GIVEN TASK.
Do not include the pictures; repeat the rest of the data exactly.

====

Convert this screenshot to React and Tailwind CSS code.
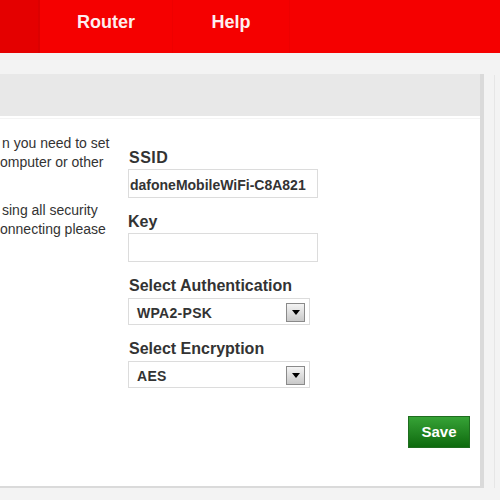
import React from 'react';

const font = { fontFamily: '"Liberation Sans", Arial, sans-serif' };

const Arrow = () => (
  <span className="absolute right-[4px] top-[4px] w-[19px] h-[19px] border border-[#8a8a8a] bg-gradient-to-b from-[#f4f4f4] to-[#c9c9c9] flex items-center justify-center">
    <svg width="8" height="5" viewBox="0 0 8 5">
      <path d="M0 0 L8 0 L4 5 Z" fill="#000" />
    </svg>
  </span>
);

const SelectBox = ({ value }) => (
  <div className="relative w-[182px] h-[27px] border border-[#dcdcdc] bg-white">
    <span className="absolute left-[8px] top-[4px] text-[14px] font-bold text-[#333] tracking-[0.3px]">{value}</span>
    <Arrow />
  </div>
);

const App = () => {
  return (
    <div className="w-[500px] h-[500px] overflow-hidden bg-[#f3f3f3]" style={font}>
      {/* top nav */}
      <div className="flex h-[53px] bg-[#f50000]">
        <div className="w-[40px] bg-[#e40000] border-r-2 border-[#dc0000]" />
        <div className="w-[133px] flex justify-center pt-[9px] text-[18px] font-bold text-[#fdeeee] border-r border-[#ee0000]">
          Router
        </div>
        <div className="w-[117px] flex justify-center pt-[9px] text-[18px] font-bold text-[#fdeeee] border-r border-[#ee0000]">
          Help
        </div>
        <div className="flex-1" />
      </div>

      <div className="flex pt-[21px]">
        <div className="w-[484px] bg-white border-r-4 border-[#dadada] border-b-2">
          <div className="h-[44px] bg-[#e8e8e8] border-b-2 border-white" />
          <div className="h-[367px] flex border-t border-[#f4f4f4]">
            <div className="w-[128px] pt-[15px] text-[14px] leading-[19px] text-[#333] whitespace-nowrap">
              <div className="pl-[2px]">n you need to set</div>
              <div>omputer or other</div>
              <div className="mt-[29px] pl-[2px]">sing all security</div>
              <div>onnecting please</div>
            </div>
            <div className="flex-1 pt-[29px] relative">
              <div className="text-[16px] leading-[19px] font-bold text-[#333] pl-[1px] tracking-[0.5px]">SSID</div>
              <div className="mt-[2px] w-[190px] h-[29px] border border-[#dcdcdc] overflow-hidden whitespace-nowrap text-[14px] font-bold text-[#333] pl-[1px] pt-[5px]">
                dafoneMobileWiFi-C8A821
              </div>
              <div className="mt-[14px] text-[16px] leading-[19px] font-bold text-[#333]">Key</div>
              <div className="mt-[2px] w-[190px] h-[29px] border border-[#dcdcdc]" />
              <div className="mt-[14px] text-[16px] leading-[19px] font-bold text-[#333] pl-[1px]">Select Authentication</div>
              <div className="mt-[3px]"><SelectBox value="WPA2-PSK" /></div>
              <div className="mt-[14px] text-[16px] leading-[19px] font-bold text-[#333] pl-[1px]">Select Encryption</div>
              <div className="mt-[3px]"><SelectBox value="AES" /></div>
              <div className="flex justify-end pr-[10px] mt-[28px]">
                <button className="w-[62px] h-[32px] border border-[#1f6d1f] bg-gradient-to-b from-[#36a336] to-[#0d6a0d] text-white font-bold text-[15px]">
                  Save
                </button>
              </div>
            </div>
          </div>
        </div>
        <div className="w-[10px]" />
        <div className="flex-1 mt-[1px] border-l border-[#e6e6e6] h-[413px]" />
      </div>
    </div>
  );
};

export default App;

====

TASK RESULT.
Convert this screenshot to React and Tailwind CSS code.
import React from 'react';

const font = { fontFamily: '"Liberation Sans", Arial, sans-serif' };

const Arrow = () => (
  <span className="absolute right-[4px] top-[4px] w-[19px] h-[19px] border border-[#8a8a8a] bg-gradient-to-b from-[#f4f4f4] to-[#c9c9c9] flex items-center justify-center">
    <svg width="8" height="5" viewBox="0 0 8 5">
      <path d="M0 0 L8 0 L4 5 Z" fill="#000" />
    </svg>
  </span>
);

const SelectBox = ({ value }) => (
  <div className="relative w-[182px] h-[27px] border border-[#dcdcdc] bg-white">
    <span className="absolute left-[8px] top-[4px] text-[14px] font-bold text-[#333] tracking-[0.3px]">{value}</span>
    <Arrow />
  </div>
);

const App = () => {
  return (
    <div className="w-[500px] h-[500px] overflow-hidden bg-[#f3f3f3]" style={font}>
      {/* top nav */}
      <div className="flex h-[53px] bg-[#f50000]">
        <div className="w-[40px] bg-[#e40000] border-r-2 border-[#dc0000]" />
        <div className="w-[133px] flex justify-center pt-[9px] text-[18px] font-bold text-[#fdeeee] border-r border-[#ee0000]">
          Router
        </div>
        <div className="w-[117px] flex justify-center pt-[9px] text-[18px] font-bold text-[#fdeeee] border-r border-[#ee0000]">
          Help
        </div>
        <div className="flex-1" />
      </div>

      <div className="flex pt-[21px]">
        <div className="w-[484px] bg-white border-r-4 border-[#dadada] border-b-2">
          <div className="h-[44px] bg-[#e8e8e8] border-b-2 border-white" />
          <div className="h-[367px] flex border-t border-[#f4f4f4]">
            <div className="w-[128px] pt-[15px] text-[14px] leading-[19px] text-[#333] whitespace-nowrap">
              <div className="pl-[2px]">n you need to set</div>
              <div>omputer or other</div>
              <div className="mt-[29px] pl-[2px]">sing all security</div>
              <div>onnecting please</div>
            </div>
            <div className="flex-1 pt-[29px] relative">
              <div className="text-[16px] leading-[19px] font-bold text-[#333] pl-[1px] tracking-[0.5px]">SSID</div>
              <div className="mt-[2px] w-[190px] h-[29px] border border-[#dcdcdc] overflow-hidden whitespace-nowrap text-[14px] font-bold text-[#333] pl-[1px] pt-[5px]">
                dafoneMobileWiFi-C8A821
              </div>
              <div className="mt-[14px] text-[16px] leading-[19px] font-bold text-[#333]">Key</div>
              <div className="mt-[2px] w-[190px] h-[29px] border border-[#dcdcdc]" />
              <div className="mt-[14px] text-[16px] leading-[19px] font-bold text-[#333] pl-[1px]">Select Authentication</div>
              <div className="mt-[3px]"><SelectBox value="WPA2-PSK" /></div>
              <div className="mt-[14px] text-[16px] leading-[19px] font-bold text-[#333] pl-[1px]">Select Encryption</div>
              <div className="mt-[3px]"><SelectBox value="AES" /></div>
              <div className="flex justify-end pr-[10px] mt-[28px]">
                <button className="w-[62px] h-[32px] border border-[#1f6d1f] bg-gradient-to-b from-[#36a336] to-[#0d6a0d] text-white font-bold text-[15px]">
                  Save
                </button>
              </div>
            </div>
          </div>
        </div>
        <div className="w-[10px]" />
        <div className="flex-1 mt-[1px] border-l border-[#e6e6e6] h-[413px]" />
      </div>
    </div>
  );
};

export default App;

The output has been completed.